Of course, making environmentally responsible choices isn’t nearly as cut and dried as memorizing by rote the correct order of letters in a word. There’s rarely one simple answer. And wanting a gold star isn’t probably the most ecologically sound thing to yearn for, anyway. (All of that foil that can’t be recycled or composted is edging out space that should be available for insects or earth worms.) But stickers aside, human beings are messing up the planet, daily making this place we call home less hospitable to ourselves and other living things. Gold star consumer habits alone won’t change that.
Still, it’s no surprise that in our attempts to live more lightly on the planet, we often turn inward and scrutinize our individual habits and consumer choices. In a moment when it feels like regulatory bodies aren’t doing nearly enough work to mitigate the effects of climate change on a global scale, it gives me a sense of agency and purpose to think about my personal acts of stewardship and my personal consumption as protective measures against a warming planet. Saying no to a plastic bag, or composting my food scraps, or buying a product made from recycled materials, are all things that make me feel better, and scaled across households, I think that these kinds of small individual efforts can indeed make a significant contribution.

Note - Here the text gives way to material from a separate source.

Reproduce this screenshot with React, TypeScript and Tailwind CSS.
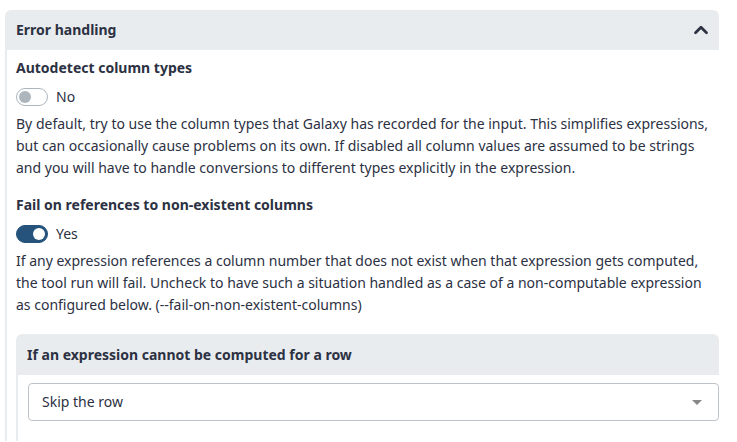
import { ChevronUp } from "lucide-react";

function Toggle({ on, label }: { on: boolean; label: string }) {
  return (
    <div className="flex items-center gap-2 h-[22px]">
      {on ? (
        <span className="relative inline-block h-[18px] w-[32px] rounded-full border border-[#25537b] bg-[#25537b]">
          <span className="absolute right-[2px] top-[2px] h-[12px] w-[12px] rounded-full bg-white" />
        </span>
      ) : (
        <span className="relative inline-block h-[18px] w-[32px] rounded-full border border-[#adb5bd] bg-white">
          <span className="absolute left-[2px] top-[2px] h-[12px] w-[12px] rounded-full bg-[#adb5bd]" />
        </span>
      )}
      <span>{label}</span>
    </div>
  );
}

export default function App() {
  return (
    <div
      className="min-h-[442px] bg-white pl-[5px] pr-[18px] pt-[10px] text-[14px] leading-[22px] text-[#2c3143]"
      style={{ fontFamily: '"Noto Sans", sans-serif' }}
    >
      <div>
        <div className="flex h-[40px] items-center justify-between rounded-t-[6px] bg-[#e9ecef] pl-[11px] pr-[7px]">
          <span className="font-bold">Error handling</span>
          <ChevronUp size={22} strokeWidth={3} className="text-[#2c3143]" />
        </div>
        <div className="border-l-2 border-[#e9ecef] pl-[9px] pt-[7px]">
          <div className="font-bold">Autodetect column types</div>
          <div className="mt-[7px]">
            <Toggle on={false} label="No" />
          </div>
          <p className="mt-[5px]">
            By default, try to use the column types that Galaxy has recorded for the input. This simplifies expressions,
            but can occasionally cause problems on its own. If disabled all column values are assumed to be strings
            and you will have to handle conversions to different types explicitly in the expression.
          </p>
          <div className="mt-[15px] font-bold">Fail on references to non-existent columns</div>
          <div className="mt-[7px]">
            <Toggle on={true} label="Yes" />
          </div>
          <p className="mt-[5px]">
            If any expression references a column number that does not exist when that expression gets computed,
            the tool run will fail. Uncheck to have such a situation handled as a case of a non-computable expression
            as configured below. (--fail-on-non-existent-columns)
          </p>
          <div className="mt-[18px]">
            <div className="flex h-[41px] items-center rounded-t-[6px] bg-[#e9ecef] pl-[11px]">
              <span className="font-bold">If an expression cannot be computed for a row</span>
            </div>
            <div className="border-l-2 border-[#e9ecef] pl-[10px] pt-[8px] pb-[20px]">
              <div className="flex h-[38px] items-center justify-between rounded-[4px] border border-[#bfc4ca] bg-white pl-[13px] pr-[16px]">
                <span>Skip the row</span>
                <span className="h-0 w-0 border-x-[5px] border-t-[5px] border-x-transparent border-t-[#888]" />
              </div>
            </div>
          </div>
        </div>
      </div>
    </div>
  );
}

But increasingly, when it comes to the environment (or spelling for that matter), I’m not convinced that chasing gold stars is serving us very well. Do even the smallest bit of research and it’s easy to see how a single product or habit can have both positive and negative impacts on the planet or on ourselves. On one hand you have something that’s biodegradable and recyclable and produced in a closed loop, but the raw materials wreak havoc on our topsoil. On the other, something that uses next to no water, but that contaminates water supply with toxic runoff. The average consumer, myself included, has relatively limited understanding and limited access to information about how even our most-used products are produced, to say nothing of the impact of that production. This doesn’t mean that we can’t make informed decisions, or that there aren’t some choices that are demonstrably or measurably better than others, but it does mean that there’s not always one perfect habit or one perfect choice. This isn’t a test that requires memorization of the right answer, it’s a test that requires critical thinking and an open mind.
In the face of it, it can be easy to feel overwhelmed or cynical. I don’t think we need to throw up our hands and declare the whole project useless, but I do think it’s helpful to know that in seeking sustainability, we’re not always going to get it right. It’s wise to acknowledge that the least detrimental form of consumption is to abstain from consuming altogether, but that abstinence isn’t always possible (and not always pleasurable). I guess most of all, I’m hoping to remember that ultimately we’re in it together. Trying to accumulate gold stars for myself can’t be the strategy when the end goal is a planet that’s still habitable for future generations. It’s collaboration and not competition that will forge a path toward a greener planet. I’m not interested in grandstanding, I’m interested in putting my head down, hopefully with a whole bunch other people, so we can find solutions. When we’re given a test without an answer key, I think the only thing to do is to make one for ourselves, which will mean making mistakes, and learning new things, and changing our minds. Over and over again.